Her client died in a jail for minor offenders earlier. Later, she had her home searched

Irina Gak, a lawyer from Rostov-on-Don who represented Anatoly Berezikov, a local activist who died in a jail for minor offenders in unexplained circumstances, has left Russia, according to OVD-Info.

Gak left the country for Georgia, as per 1rnd, a local media outlet who cited its source in security agencies.

Law enforcers searched the homes of Irina Gak and human rights activist Tatyana Sporysheva on 22 June.

Anatoly Berezikov, 40, an activist, died in Rostov-on-Don in a jail for minor offenders on 14 or 15 June. Irina Gak, Anatoly Berezikov’s lawyer, was the first person to report the activist dead. She says she arrived at the jail on 14 June to arrange a meeting with a civil law notary for her client and validate a letter of authorisation. Gak was not allowed inside the building for a long time, and then she was told Berezikov had committed suicide, despite him earlier saying he was not going to do so, and feared for his life due to constant torture and threats.
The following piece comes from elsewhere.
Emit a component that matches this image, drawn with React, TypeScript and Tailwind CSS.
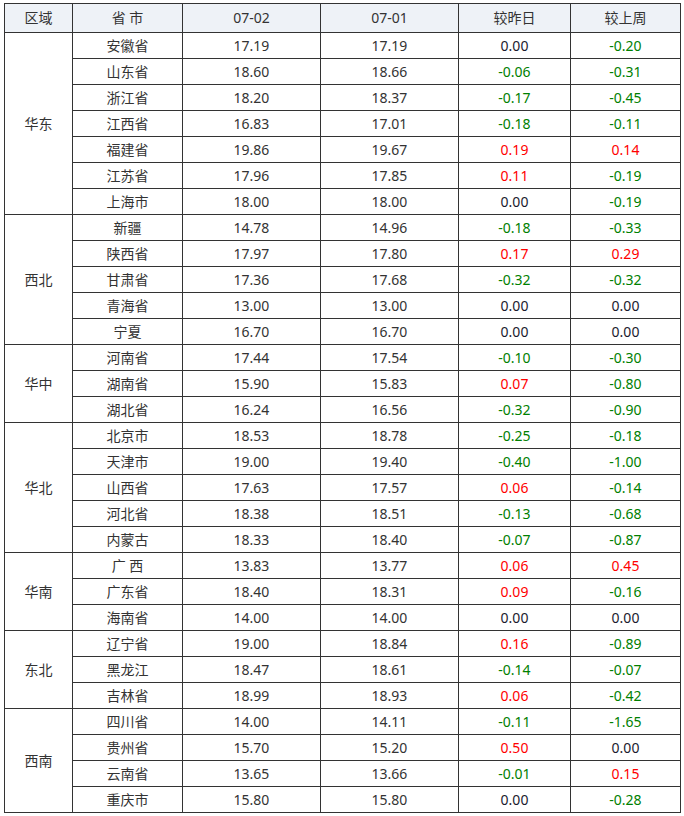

The woman says that she last saw Berezikov on 13 June and noticed he had stun gun bruises. “As he spoke to me, he complained he had been threatened, and he was afraid they could kill him,” Irina Gak reported.

OVD-Info believes Berezikov used to placard posters by I Want to Live, a Ukrainian project that helps Russian servicemen to yield themselves captives, around the city, which could have provoked the persecution. Gak says that each time she was allowed to see her client, he would report being pressured by the police, including threats to send him to war.

On 21 June, Russia’s Investigative Committee initiated a criminal procedure on the account of ‘incitement to suicide’. The investigators claim Berezikov died of “mechanical asphyxia”, that is, hanged himself in his cell where he was held for committing a minor offence.